*STATED PROBLEM*. Count every line in the entries that contains "this". Report that count alone.

*THE DATA*.

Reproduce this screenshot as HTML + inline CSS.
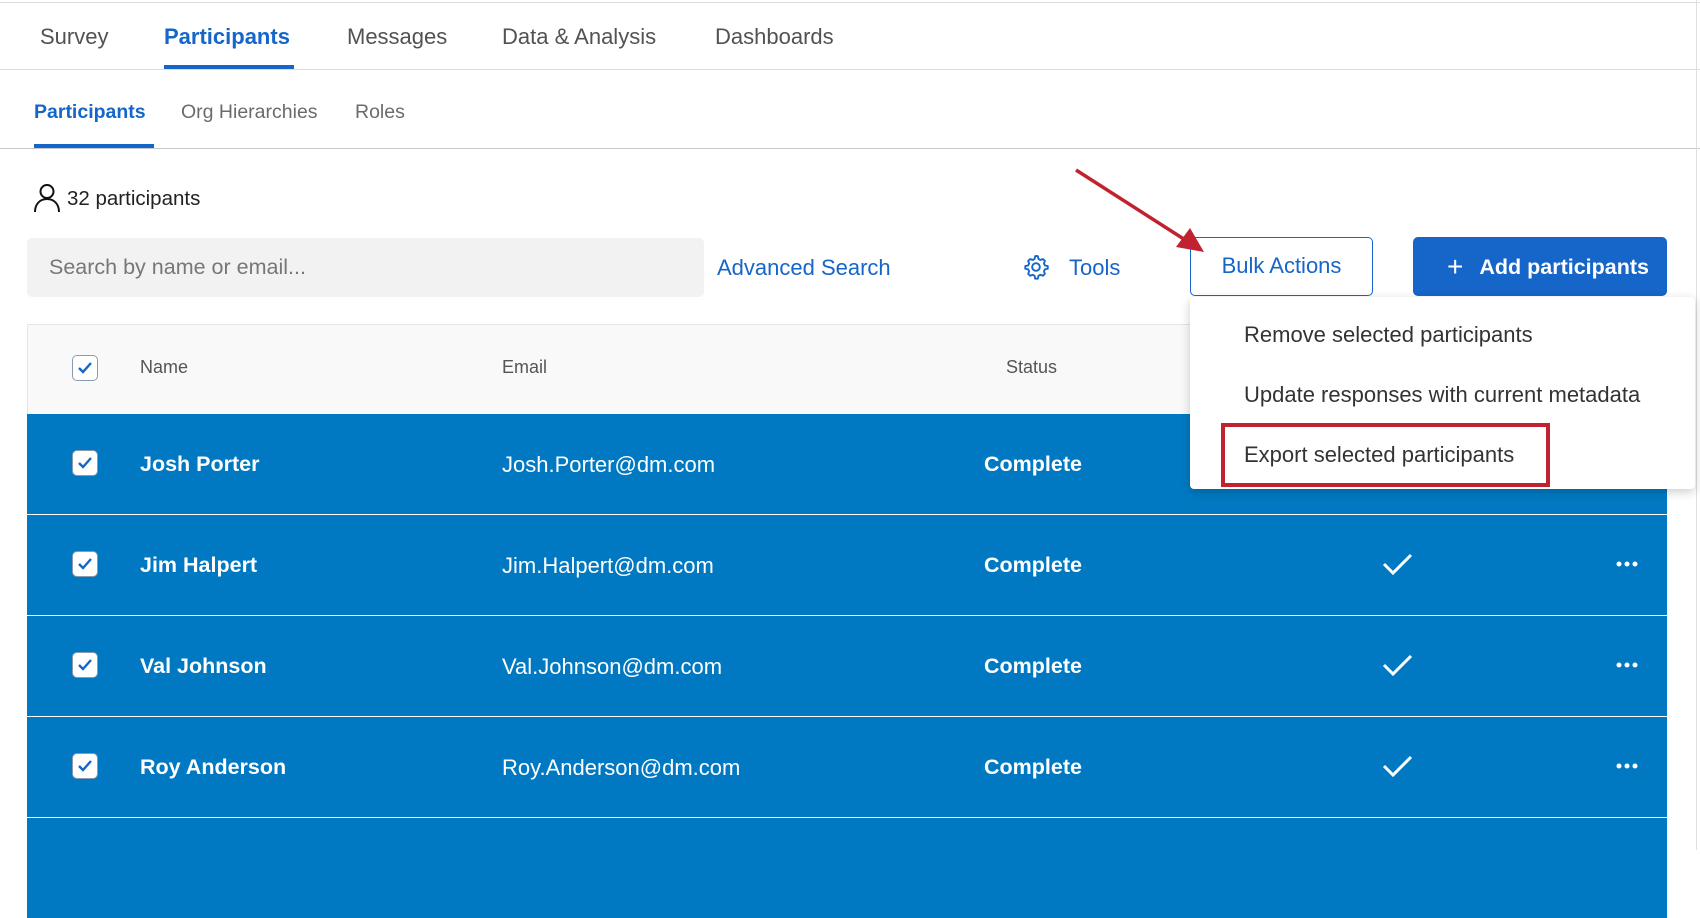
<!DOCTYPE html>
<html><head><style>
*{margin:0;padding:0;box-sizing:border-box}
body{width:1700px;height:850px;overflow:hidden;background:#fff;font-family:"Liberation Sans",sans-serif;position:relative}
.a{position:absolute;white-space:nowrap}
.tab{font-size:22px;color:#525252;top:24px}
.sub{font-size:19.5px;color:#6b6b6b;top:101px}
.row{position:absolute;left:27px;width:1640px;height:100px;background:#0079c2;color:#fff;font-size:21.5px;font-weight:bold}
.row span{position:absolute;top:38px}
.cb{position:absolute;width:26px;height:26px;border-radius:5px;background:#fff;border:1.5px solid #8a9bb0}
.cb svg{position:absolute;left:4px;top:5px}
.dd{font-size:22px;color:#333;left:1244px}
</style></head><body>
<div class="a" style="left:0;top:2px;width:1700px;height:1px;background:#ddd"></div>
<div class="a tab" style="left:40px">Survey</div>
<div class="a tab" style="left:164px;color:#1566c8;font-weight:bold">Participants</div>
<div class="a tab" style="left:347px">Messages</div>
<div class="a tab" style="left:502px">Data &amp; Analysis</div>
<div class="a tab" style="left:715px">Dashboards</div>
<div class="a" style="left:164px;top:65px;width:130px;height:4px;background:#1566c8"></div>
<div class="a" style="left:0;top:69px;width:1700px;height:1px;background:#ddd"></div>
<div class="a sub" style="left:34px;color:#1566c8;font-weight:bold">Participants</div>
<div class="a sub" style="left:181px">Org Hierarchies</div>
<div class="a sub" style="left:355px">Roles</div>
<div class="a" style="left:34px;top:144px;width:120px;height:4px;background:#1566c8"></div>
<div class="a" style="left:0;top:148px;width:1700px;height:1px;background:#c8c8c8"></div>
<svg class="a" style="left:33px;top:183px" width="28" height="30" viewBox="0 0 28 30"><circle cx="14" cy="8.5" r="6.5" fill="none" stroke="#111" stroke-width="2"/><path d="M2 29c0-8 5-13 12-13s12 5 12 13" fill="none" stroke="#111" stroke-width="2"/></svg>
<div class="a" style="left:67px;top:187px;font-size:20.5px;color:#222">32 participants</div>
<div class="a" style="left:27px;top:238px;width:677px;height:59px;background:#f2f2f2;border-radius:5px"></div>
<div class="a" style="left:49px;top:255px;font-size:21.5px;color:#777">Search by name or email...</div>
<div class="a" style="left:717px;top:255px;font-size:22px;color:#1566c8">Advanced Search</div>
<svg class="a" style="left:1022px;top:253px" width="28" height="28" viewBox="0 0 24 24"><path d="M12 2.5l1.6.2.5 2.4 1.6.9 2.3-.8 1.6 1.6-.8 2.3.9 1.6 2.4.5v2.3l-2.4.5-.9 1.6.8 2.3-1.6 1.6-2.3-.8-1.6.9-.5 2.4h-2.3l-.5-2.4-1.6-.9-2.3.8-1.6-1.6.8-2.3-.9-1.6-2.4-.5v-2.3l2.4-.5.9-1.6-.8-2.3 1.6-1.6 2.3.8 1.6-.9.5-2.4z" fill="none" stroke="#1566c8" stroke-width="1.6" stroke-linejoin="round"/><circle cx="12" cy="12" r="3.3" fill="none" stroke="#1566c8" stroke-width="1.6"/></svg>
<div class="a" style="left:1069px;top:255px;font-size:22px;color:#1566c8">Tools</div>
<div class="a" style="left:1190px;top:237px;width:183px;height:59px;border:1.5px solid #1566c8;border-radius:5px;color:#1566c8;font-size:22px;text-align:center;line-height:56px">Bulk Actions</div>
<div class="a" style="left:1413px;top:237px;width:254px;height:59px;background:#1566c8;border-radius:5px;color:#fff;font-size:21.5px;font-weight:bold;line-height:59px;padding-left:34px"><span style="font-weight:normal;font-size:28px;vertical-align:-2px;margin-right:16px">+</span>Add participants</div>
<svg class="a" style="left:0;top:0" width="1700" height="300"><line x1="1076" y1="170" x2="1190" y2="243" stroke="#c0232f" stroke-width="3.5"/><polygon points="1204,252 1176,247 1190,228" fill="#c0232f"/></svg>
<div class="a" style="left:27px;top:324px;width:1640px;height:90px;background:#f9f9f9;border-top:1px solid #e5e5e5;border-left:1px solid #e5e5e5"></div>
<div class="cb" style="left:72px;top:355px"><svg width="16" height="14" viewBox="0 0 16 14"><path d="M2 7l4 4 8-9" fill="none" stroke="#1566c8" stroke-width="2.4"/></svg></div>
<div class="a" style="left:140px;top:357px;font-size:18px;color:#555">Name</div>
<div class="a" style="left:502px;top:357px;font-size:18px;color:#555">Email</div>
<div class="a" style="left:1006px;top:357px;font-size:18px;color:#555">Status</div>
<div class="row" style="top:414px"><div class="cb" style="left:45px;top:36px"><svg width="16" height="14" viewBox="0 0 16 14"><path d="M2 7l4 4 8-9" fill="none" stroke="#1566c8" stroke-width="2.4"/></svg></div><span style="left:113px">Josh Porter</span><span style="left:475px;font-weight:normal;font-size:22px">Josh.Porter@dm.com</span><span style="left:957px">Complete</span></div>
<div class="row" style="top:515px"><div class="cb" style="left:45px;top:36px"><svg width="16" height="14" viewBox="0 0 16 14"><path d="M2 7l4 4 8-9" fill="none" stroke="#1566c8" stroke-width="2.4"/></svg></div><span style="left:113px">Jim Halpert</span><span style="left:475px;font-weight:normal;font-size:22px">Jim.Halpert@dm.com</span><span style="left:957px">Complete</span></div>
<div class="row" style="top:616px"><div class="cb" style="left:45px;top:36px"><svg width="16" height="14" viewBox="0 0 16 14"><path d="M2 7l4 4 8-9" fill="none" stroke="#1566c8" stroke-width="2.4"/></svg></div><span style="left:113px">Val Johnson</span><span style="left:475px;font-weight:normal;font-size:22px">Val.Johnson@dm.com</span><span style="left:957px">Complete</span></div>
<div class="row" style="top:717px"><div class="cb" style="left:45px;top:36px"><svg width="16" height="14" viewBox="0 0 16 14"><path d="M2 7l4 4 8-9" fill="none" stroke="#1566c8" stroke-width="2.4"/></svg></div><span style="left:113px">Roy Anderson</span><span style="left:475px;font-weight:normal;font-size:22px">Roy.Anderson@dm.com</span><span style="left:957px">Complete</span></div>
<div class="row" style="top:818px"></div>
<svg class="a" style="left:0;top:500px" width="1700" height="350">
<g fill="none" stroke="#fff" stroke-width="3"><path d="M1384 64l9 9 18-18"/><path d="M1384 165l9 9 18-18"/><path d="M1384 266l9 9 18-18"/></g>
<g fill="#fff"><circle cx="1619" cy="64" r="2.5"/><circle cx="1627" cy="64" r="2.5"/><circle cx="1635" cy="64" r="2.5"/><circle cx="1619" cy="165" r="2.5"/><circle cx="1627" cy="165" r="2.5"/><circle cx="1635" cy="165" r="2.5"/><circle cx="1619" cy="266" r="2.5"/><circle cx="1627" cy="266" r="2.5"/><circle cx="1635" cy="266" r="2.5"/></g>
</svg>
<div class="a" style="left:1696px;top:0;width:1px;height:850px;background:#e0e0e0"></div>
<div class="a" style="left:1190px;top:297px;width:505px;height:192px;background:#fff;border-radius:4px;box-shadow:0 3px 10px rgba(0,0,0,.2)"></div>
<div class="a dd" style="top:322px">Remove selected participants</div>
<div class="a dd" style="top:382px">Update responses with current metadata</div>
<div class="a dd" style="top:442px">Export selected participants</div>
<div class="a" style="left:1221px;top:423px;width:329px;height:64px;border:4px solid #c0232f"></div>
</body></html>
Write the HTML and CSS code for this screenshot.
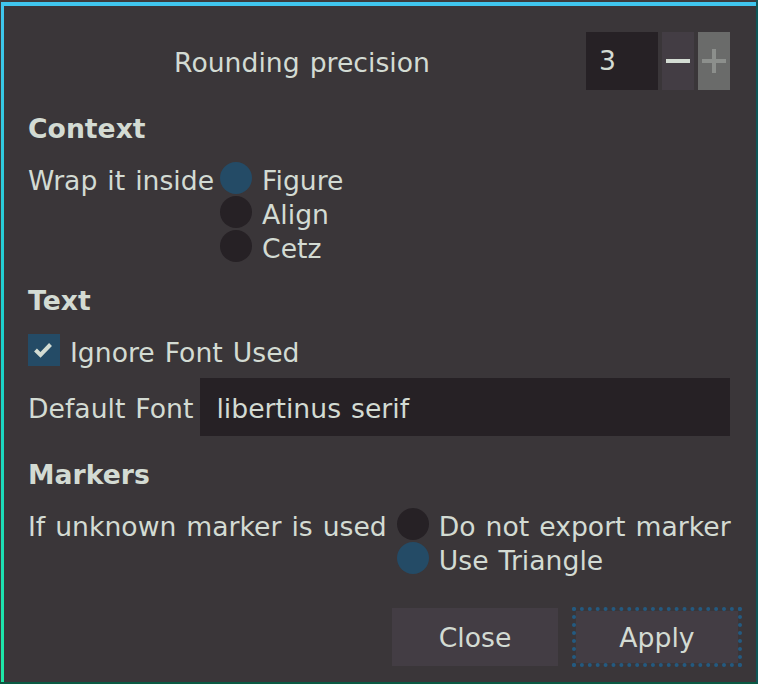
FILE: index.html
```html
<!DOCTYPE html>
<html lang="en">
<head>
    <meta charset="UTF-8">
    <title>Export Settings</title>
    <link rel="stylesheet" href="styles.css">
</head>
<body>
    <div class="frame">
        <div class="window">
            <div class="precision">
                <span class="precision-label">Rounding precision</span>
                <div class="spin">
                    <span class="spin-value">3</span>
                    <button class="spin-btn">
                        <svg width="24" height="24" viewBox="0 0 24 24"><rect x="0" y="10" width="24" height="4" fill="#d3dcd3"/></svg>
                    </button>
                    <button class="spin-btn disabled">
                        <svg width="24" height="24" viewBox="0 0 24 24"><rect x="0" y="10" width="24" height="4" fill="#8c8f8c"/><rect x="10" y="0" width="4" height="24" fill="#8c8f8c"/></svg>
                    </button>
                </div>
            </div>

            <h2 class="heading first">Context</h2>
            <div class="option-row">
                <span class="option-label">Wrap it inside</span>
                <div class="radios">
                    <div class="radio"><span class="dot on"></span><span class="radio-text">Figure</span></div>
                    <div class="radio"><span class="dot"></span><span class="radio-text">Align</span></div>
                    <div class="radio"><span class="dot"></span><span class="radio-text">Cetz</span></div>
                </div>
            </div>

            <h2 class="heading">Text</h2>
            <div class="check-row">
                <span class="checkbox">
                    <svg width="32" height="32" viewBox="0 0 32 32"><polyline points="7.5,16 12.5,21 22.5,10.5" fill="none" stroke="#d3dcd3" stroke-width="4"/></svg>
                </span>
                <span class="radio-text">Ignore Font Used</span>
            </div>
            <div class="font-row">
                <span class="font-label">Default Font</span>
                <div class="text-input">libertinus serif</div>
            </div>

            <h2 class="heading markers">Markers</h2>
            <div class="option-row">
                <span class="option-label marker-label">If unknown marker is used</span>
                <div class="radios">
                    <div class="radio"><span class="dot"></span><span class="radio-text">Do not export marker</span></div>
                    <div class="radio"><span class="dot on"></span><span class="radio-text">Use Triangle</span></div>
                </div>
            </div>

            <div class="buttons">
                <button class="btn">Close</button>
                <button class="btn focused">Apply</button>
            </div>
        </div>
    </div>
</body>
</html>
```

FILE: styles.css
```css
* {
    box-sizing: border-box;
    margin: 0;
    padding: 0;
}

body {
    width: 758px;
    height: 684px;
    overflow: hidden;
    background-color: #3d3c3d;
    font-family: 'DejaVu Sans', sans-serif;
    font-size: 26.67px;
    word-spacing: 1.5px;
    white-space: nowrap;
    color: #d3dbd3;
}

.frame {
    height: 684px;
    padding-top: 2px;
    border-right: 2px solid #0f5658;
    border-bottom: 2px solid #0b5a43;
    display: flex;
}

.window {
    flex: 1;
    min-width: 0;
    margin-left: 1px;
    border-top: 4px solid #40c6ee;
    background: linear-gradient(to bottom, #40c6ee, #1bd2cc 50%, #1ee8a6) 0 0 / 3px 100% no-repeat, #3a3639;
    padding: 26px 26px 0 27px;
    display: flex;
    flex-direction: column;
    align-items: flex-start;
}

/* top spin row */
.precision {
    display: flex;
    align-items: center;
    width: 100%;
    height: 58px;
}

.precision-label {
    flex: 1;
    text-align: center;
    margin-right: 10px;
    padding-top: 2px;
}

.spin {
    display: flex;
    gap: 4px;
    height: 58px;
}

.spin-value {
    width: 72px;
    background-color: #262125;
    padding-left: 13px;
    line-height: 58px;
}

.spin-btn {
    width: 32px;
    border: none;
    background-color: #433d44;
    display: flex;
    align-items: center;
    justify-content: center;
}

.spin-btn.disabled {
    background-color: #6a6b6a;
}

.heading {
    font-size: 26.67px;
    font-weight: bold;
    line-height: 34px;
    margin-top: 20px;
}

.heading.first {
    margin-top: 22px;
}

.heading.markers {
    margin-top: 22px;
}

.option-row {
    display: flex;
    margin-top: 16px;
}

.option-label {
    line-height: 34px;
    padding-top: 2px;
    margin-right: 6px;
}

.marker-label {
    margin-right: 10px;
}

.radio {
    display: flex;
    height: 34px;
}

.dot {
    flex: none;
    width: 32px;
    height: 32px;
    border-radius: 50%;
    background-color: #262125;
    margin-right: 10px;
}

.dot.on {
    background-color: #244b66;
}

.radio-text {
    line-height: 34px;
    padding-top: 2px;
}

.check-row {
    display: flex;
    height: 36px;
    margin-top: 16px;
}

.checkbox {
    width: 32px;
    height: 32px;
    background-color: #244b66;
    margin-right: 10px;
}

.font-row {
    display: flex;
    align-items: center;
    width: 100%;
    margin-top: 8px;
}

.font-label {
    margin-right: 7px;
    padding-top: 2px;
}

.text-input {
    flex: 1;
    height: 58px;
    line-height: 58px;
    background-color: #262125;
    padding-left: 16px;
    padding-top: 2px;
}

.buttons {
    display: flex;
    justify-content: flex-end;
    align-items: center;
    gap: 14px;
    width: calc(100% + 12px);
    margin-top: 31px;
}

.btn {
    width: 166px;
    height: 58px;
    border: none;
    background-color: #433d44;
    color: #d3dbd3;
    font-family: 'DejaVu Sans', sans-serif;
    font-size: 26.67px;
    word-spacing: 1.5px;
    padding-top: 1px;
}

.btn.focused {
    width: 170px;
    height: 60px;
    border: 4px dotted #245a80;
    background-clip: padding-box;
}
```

*IN RESPONSE*. 2